▸ **YOUR INSTRUCTIONS**: Skip the pictures and repeat each line of the data exactly.
********************
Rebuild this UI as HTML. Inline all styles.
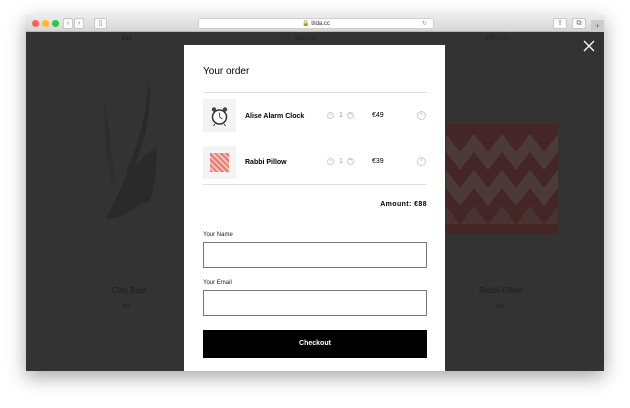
<!DOCTYPE html>
<html><head><meta charset="utf-8"><style>
*{margin:0;padding:0;box-sizing:border-box}
body{width:630px;height:408px;background:#fff;position:relative;overflow:hidden;font-family:"Liberation Sans",sans-serif}
.win{position:absolute;left:26px;top:15px;width:578px;height:356px;box-shadow:0 6px 18px rgba(0,0,0,.35);background:#333}
.tb{position:absolute;left:0;top:0;width:578px;height:17px;background:linear-gradient(#ececec,#d6d6d6);border-bottom:1px solid #b8b8b8}
.dot{position:absolute;top:5px;width:7px;height:7px;border-radius:50%}
.btn{position:absolute;top:3px;height:11px;background:#fbfbfb;border:1px solid #c8c8c8;border-radius:2px;font-size:7px;color:#777;text-align:center;line-height:9px}
.url{position:absolute;left:172px;top:3px;width:236px;height:11px;background:#fff;border:1px solid #d0d0d0;border-radius:3px;font-size:6px;text-align:center;line-height:10px;color:#333}
.content{position:absolute;left:0;top:17px;width:578px;height:339px;background:#333;overflow:hidden}
.modal{position:absolute;left:158px;top:13px;width:261px;height:330px;background:#fff}
.t{position:absolute;font-size:9px;color:#000}
.b{font-weight:bold;font-size:7px}
.line{position:absolute;left:19px;width:224px;height:1px;background:#e0e0e0}
.img{position:absolute;left:19px;width:33px;height:33px;background:#f3f3f3}
.ci{position:absolute;width:7px;height:7px;border:1px solid #ccc;border-radius:50%;font-size:6px;line-height:5px;text-align:center;color:#bbb}
.inp{position:absolute;left:19px;width:224px;height:26px;border:1px solid #777}
.lab{position:absolute;left:19px;font-size:6px;color:#222}
</style></head><body>
<div class="win">
 <div class="tb">
  <div class="dot" style="left:6px;background:#fc5f57"></div>
  <div class="dot" style="left:16px;background:#fdbc2e"></div>
  <div class="dot" style="left:26px;background:#29c840"></div>
  <div class="btn" style="left:37px;width:10px">‹</div>
  <div class="btn" style="left:48px;width:10px">›</div>
  <div class="btn" style="left:68px;width:13px">▯</div>
  <div class="url">🔒 tilda.cc<span style="position:absolute;right:6px;color:#999">↻</span></div>
  <div class="btn" style="left:527px;width:14px">⇧</div>
  <div class="btn" style="left:546px;width:14px">⧉</div>
  <div style="position:absolute;left:565px;top:5px;width:13px;height:12px;background:#ccc;font-size:9px;color:#777;text-align:center;line-height:12px">+</div>
 </div>
 <div class="content">
  <div style="position:absolute;left:96px;top:4px;font-size:6px;color:#222">€49</div>
  <div style="position:absolute;left:269px;top:4px;font-size:6px;color:#222">€69 <s style="color:#2a2a2a">€99</s></div>
  <div style="position:absolute;left:459px;top:4px;font-size:6px;color:#222">€79 <s style="color:#2a2a2a">€100</s></div>
  <svg style="position:absolute;left:70px;top:40px" width="70" height="170" viewBox="0 0 70 170">
   <path d="M8 25 C14 50 14 85 20 110 L16 112 C10 85 8 55 8 25Z" fill="#2e2e2e"/>
   <path d="M52 8 C58 30 50 70 34 105 L30 100 C44 70 52 35 52 8Z" fill="#2a2a2a"/>
   <path d="M32 100 C42 90 55 78 60 75 C62 95 58 115 54 130 L44 132 C34 140 22 148 10 146 C20 130 26 112 32 100Z" fill="#2a2a2a"/>
  </svg>
  <div style="position:absolute;left:86px;top:254px;font-size:8px;color:#1e1e1e">Clay Bust</div>
  <div style="position:absolute;left:96px;top:272px;font-size:5px;color:#1e1e1e">€57</div>
  <svg style="position:absolute;left:420px;top:92px" width="112" height="110" viewBox="0 0 112 110">
   <rect x="0" y="0" width="112" height="110" fill="#452626"/>
   <g fill="#4c3a3a">
    <path d="M0 10 L14 28 L28 10 L42 28 L56 10 L70 28 L84 10 L98 28 L112 10 V28 L98 46 L84 28 L70 46 L56 28 L42 46 L28 28 L14 46 L0 28Z"/>
    <path d="M0 46 L14 64 L28 46 L42 64 L56 46 L70 64 L84 46 L98 64 L112 46 V64 L98 82 L84 64 L70 82 L56 64 L42 82 L28 64 L14 82 L0 64Z"/>
    <path d="M0 82 L14 100 L28 82 L42 100 L56 82 L70 100 L84 82 L98 100 L112 82 V100 L0 100Z" opacity=".6"/>
   </g>
  </svg>
  <div style="position:absolute;left:453px;top:254px;font-size:8px;color:#1e1e1e">Rabbi Pillow</div>
  <div style="position:absolute;left:470px;top:272px;font-size:5px;color:#1e1e1e">€39</div>
  <svg style="position:absolute;left:557px;top:8px" width="12" height="12"><path d="M1 1L11 11M11 1L1 11" stroke="#fff" stroke-width="1.3"/></svg>
  <div class="modal">
   <div class="t" style="left:19px;top:21px;font-size:10px">Your order</div>
   <div class="line" style="top:47px"></div>
   <div class="img" style="top:54px">
    <svg width="33" height="33" viewBox="0 0 33 33"><circle cx="16.5" cy="18" r="7" fill="#fff" stroke="#333" stroke-width="1.5"/><circle cx="11" cy="10.5" r="2.2" fill="#444"/><circle cx="22" cy="10.5" r="2.2" fill="#444"/><path d="M16.5 18V13.5M16.5 18l3 2" stroke="#333" stroke-width="0.8"/><path d="M12 25l-1.5 2M21 25l1.5 2" stroke="#333"/></svg>
   </div>
   <div class="t b" style="left:61px;top:68px">Alise Alarm Clock</div>
   <div class="ci" style="left:143px;top:67px">−</div><div class="t" style="left:155px;top:67px;font-size:7px;color:#999">1</div><div class="ci" style="left:163px;top:67px">+</div>
   <div class="t" style="left:188px;top:67px;font-size:7px">€49</div>
   <div class="ci" style="left:233px;top:66px;width:9px;height:9px;line-height:7px">×</div>
   <div class="img" style="top:101px"><div style="position:absolute;left:7px;top:7px;width:19px;height:19px;background:repeating-linear-gradient(45deg,#e57a6e 0 2px,#f6c2bb 2px 4px)"></div></div>
   <div class="t b" style="left:61px;top:114px">Rabbi Pillow</div>
   <div class="ci" style="left:143px;top:113px">−</div><div class="t" style="left:155px;top:113px;font-size:7px;color:#999">1</div><div class="ci" style="left:163px;top:113px">+</div>
   <div class="t" style="left:188px;top:113px;font-size:7px">€39</div>
   <div class="ci" style="left:233px;top:112px;width:9px;height:9px;line-height:7px">×</div>
   <div class="line" style="top:139px"></div>
   <div class="t b" style="right:18px;top:156px;letter-spacing:.4px">Amount: €88</div>
   <div class="lab" style="top:187px">Your Name</div>
   <div class="inp" style="top:197px"></div>
   <div class="lab" style="top:235px">Your Email</div>
   <div class="inp" style="top:245px"></div>
   <div style="position:absolute;left:19px;top:285px;width:224px;height:28px;background:#000;color:#fff;font-size:7px;font-weight:bold;text-align:center;line-height:28px">Checkout</div>
  </div>
 </div>
</div>
</body></html>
********************
▸ **ANSWER**:
Rebuild this UI as HTML. Inline all styles.
<!DOCTYPE html>
<html><head><meta charset="utf-8"><style>
*{margin:0;padding:0;box-sizing:border-box}
body{width:630px;height:408px;background:#fff;position:relative;overflow:hidden;font-family:"Liberation Sans",sans-serif}
.win{position:absolute;left:26px;top:15px;width:578px;height:356px;box-shadow:0 6px 18px rgba(0,0,0,.35);background:#333}
.tb{position:absolute;left:0;top:0;width:578px;height:17px;background:linear-gradient(#ececec,#d6d6d6);border-bottom:1px solid #b8b8b8}
.dot{position:absolute;top:5px;width:7px;height:7px;border-radius:50%}
.btn{position:absolute;top:3px;height:11px;background:#fbfbfb;border:1px solid #c8c8c8;border-radius:2px;font-size:7px;color:#777;text-align:center;line-height:9px}
.url{position:absolute;left:172px;top:3px;width:236px;height:11px;background:#fff;border:1px solid #d0d0d0;border-radius:3px;font-size:6px;text-align:center;line-height:10px;color:#333}
.content{position:absolute;left:0;top:17px;width:578px;height:339px;background:#333;overflow:hidden}
.modal{position:absolute;left:158px;top:13px;width:261px;height:330px;background:#fff}
.t{position:absolute;font-size:9px;color:#000}
.b{font-weight:bold;font-size:7px}
.line{position:absolute;left:19px;width:224px;height:1px;background:#e0e0e0}
.img{position:absolute;left:19px;width:33px;height:33px;background:#f3f3f3}
.ci{position:absolute;width:7px;height:7px;border:1px solid #ccc;border-radius:50%;font-size:6px;line-height:5px;text-align:center;color:#bbb}
.inp{position:absolute;left:19px;width:224px;height:26px;border:1px solid #777}
.lab{position:absolute;left:19px;font-size:6px;color:#222}
</style></head><body>
<div class="win">
 <div class="tb">
  <div class="dot" style="left:6px;background:#fc5f57"></div>
  <div class="dot" style="left:16px;background:#fdbc2e"></div>
  <div class="dot" style="left:26px;background:#29c840"></div>
  <div class="btn" style="left:37px;width:10px">‹</div>
  <div class="btn" style="left:48px;width:10px">›</div>
  <div class="btn" style="left:68px;width:13px">▯</div>
  <div class="url">🔒 tilda.cc<span style="position:absolute;right:6px;color:#999">↻</span></div>
  <div class="btn" style="left:527px;width:14px">⇧</div>
  <div class="btn" style="left:546px;width:14px">⧉</div>
  <div style="position:absolute;left:565px;top:5px;width:13px;height:12px;background:#ccc;font-size:9px;color:#777;text-align:center;line-height:12px">+</div>
 </div>
 <div class="content">
  <div style="position:absolute;left:96px;top:4px;font-size:6px;color:#222">€49</div>
  <div style="position:absolute;left:269px;top:4px;font-size:6px;color:#222">€69 <s style="color:#2a2a2a">€99</s></div>
  <div style="position:absolute;left:459px;top:4px;font-size:6px;color:#222">€79 <s style="color:#2a2a2a">€100</s></div>
  <svg style="position:absolute;left:70px;top:40px" width="70" height="170" viewBox="0 0 70 170">
   <path d="M8 25 C14 50 14 85 20 110 L16 112 C10 85 8 55 8 25Z" fill="#2e2e2e"/>
   <path d="M52 8 C58 30 50 70 34 105 L30 100 C44 70 52 35 52 8Z" fill="#2a2a2a"/>
   <path d="M32 100 C42 90 55 78 60 75 C62 95 58 115 54 130 L44 132 C34 140 22 148 10 146 C20 130 26 112 32 100Z" fill="#2a2a2a"/>
  </svg>
  <div style="position:absolute;left:86px;top:254px;font-size:8px;color:#1e1e1e">Clay Bust</div>
  <div style="position:absolute;left:96px;top:272px;font-size:5px;color:#1e1e1e">€57</div>
  <svg style="position:absolute;left:420px;top:92px" width="112" height="110" viewBox="0 0 112 110">
   <rect x="0" y="0" width="112" height="110" fill="#452626"/>
   <g fill="#4c3a3a">
    <path d="M0 10 L14 28 L28 10 L42 28 L56 10 L70 28 L84 10 L98 28 L112 10 V28 L98 46 L84 28 L70 46 L56 28 L42 46 L28 28 L14 46 L0 28Z"/>
    <path d="M0 46 L14 64 L28 46 L42 64 L56 46 L70 64 L84 46 L98 64 L112 46 V64 L98 82 L84 64 L70 82 L56 64 L42 82 L28 64 L14 82 L0 64Z"/>
    <path d="M0 82 L14 100 L28 82 L42 100 L56 82 L70 100 L84 82 L98 100 L112 82 V100 L0 100Z" opacity=".6"/>
   </g>
  </svg>
  <div style="position:absolute;left:453px;top:254px;font-size:8px;color:#1e1e1e">Rabbi Pillow</div>
  <div style="position:absolute;left:470px;top:272px;font-size:5px;color:#1e1e1e">€39</div>
  <svg style="position:absolute;left:557px;top:8px" width="12" height="12"><path d="M1 1L11 11M11 1L1 11" stroke="#fff" stroke-width="1.3"/></svg>
  <div class="modal">
   <div class="t" style="left:19px;top:21px;font-size:10px">Your order</div>
   <div class="line" style="top:47px"></div>
   <div class="img" style="top:54px">
    <svg width="33" height="33" viewBox="0 0 33 33"><circle cx="16.5" cy="18" r="7" fill="#fff" stroke="#333" stroke-width="1.5"/><circle cx="11" cy="10.5" r="2.2" fill="#444"/><circle cx="22" cy="10.5" r="2.2" fill="#444"/><path d="M16.5 18V13.5M16.5 18l3 2" stroke="#333" stroke-width="0.8"/><path d="M12 25l-1.5 2M21 25l1.5 2" stroke="#333"/></svg>
   </div>
   <div class="t b" style="left:61px;top:68px">Alise Alarm Clock</div>
   <div class="ci" style="left:143px;top:67px">−</div><div class="t" style="left:155px;top:67px;font-size:7px;color:#999">1</div><div class="ci" style="left:163px;top:67px">+</div>
   <div class="t" style="left:188px;top:67px;font-size:7px">€49</div>
   <div class="ci" style="left:233px;top:66px;width:9px;height:9px;line-height:7px">×</div>
   <div class="img" style="top:101px"><div style="position:absolute;left:7px;top:7px;width:19px;height:19px;background:repeating-linear-gradient(45deg,#e57a6e 0 2px,#f6c2bb 2px 4px)"></div></div>
   <div class="t b" style="left:61px;top:114px">Rabbi Pillow</div>
   <div class="ci" style="left:143px;top:113px">−</div><div class="t" style="left:155px;top:113px;font-size:7px;color:#999">1</div><div class="ci" style="left:163px;top:113px">+</div>
   <div class="t" style="left:188px;top:113px;font-size:7px">€39</div>
   <div class="ci" style="left:233px;top:112px;width:9px;height:9px;line-height:7px">×</div>
   <div class="line" style="top:139px"></div>
   <div class="t b" style="right:18px;top:156px;letter-spacing:.4px">Amount: €88</div>
   <div class="lab" style="top:187px">Your Name</div>
   <div class="inp" style="top:197px"></div>
   <div class="lab" style="top:235px">Your Email</div>
   <div class="inp" style="top:245px"></div>
   <div style="position:absolute;left:19px;top:285px;width:224px;height:28px;background:#000;color:#fff;font-size:7px;font-weight:bold;text-align:center;line-height:28px">Checkout</div>
  </div>
 </div>
</div>
</body></html>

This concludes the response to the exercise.